More Intimate Events
In today’s age of Zoom fatigue, hosting a high volume of webinars and virtual events may not yield the conversion results you’re targeting. Instead, consider more intimate virtual events that cultivate connections and involve people in the conversation.
In 2020 we saw a lot of events that either satisfied attendees or sponsors - not the perfect combination of both. This year, we’ll likely see smaller, more focused events that enable people to get to know one another in a different format.
Personalization Based on Geolocation and Pageviews
To stand out this year, you need to personalize your marketing messaging. Consider these stats from Epsilon:
- 80% say they are more likely to do business with a company if it offers personalized experiences.
- 90% claim they find personalization appealing.
- 50% of consumers even say they’re willing to hand over their personal information, so long as you use it to benefit them.

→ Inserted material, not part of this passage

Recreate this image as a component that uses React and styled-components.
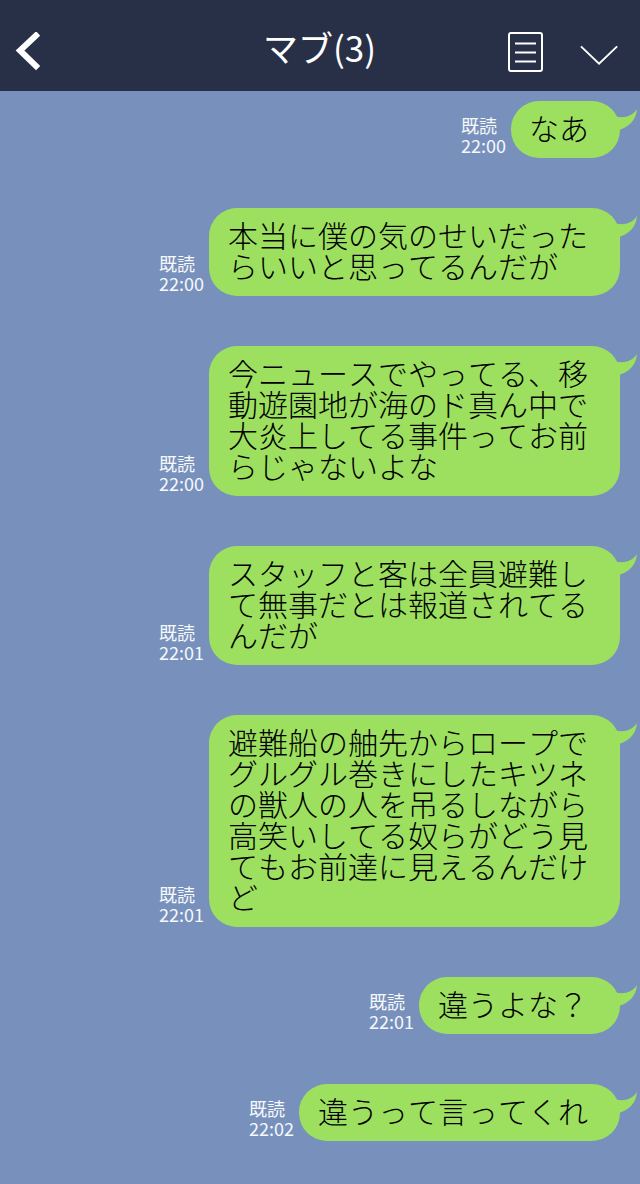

Even if a fully-baked personalization strategy is on your long-term horizon, there are techniques you can implement today for a few quick wins. Delivering targeted content to a visitor based on where they live can boost engagement and overall happiness with your site. For example, showing visitors a list of locations in their area versus requiring them to scroll through a long list can increase satisfaction and lower bounce rates.
Similarly, inferring a user's intent based on the pages they've viewed—and serving up relevant content—is a great technique to increase time on site and engagement with your content. And like personalization based on geolocation, it does not require extensive planning or historical data to be successful.
To see how this is done in Clive, please request a guided demonstration of the product.
Focus on Inclusivity and Functionality
This year, marketers need to have a keen focus on inclusion and be deliberate about creating functional content. Furthermore, we should continue to expect individuals to evaluate brands based on how its views align with their own, especially around social justice issues.
For many organizations, this means taking a hard look at your messaging to make sure that it’s not just a representation of your brand, but also a representation of your audience. Expect consumers to ask “Is this brand like me? Do we share an underlying set of values?”
Additionally, while meeting the content consumption needs of everyone is the required minimum, it’s time to make all individuals feel equally welcome and supported by your organization. This includes people with disabilities, non-native English speakers, BIPOC audiences, and more.
Realistic and Interactive Design Elements
When it comes to web design, expect to see a rise in popularity of animations, 3D objects, and geometric designs like shapes, floating objects, and visible grid lines.
Create immersive experiences through the use of foreground and background imagery. Use micro-animations, interactive elements, motion, and scrolling-based transformations to boost engagement with your digital assets. Similarly, quizzes, games, polls, and surveys can create fun online experiences.
Just remember that over-use of animation and parallax effects can cause disorientation in some viewers, so use them with constraint and intention.
A State of Minimalism
Not necessarily new for 2021, minimalism is a trend that will continue to reign as one of the most popular styles among web designers. Limited color palettes, white (or dark) space, and a focus on functionality make minimal designs so memorable.
Expect to see:
- Muted, yet contrasting, color stories
- Dark mode
- White space
- Full-height homepage heros
Minimal design, when done right, is powerful and significant. It can also highlight important issues, concepts, or calls to action that might otherwise be overlooked.
2021 is going to be a great year for marketers and will undoubtedly shape how we approach content marketing and design for the foreseeable future.
While we should probably expect more to do with a shrinking budget, now’s the time to showcase the importance of content marketing and how it contributes to a company’s bottom line. In time, more executive commitment will mean bigger investment in content creation and operations.
At Hannon Hill, we’re excited about all of these trends, and we’re also looking forward to experiencing human-like chat bots, augmented reality, visualized data, and improvements to mobile interactions. It’s an exciting time and we can’t wait to see what 2021 has in store!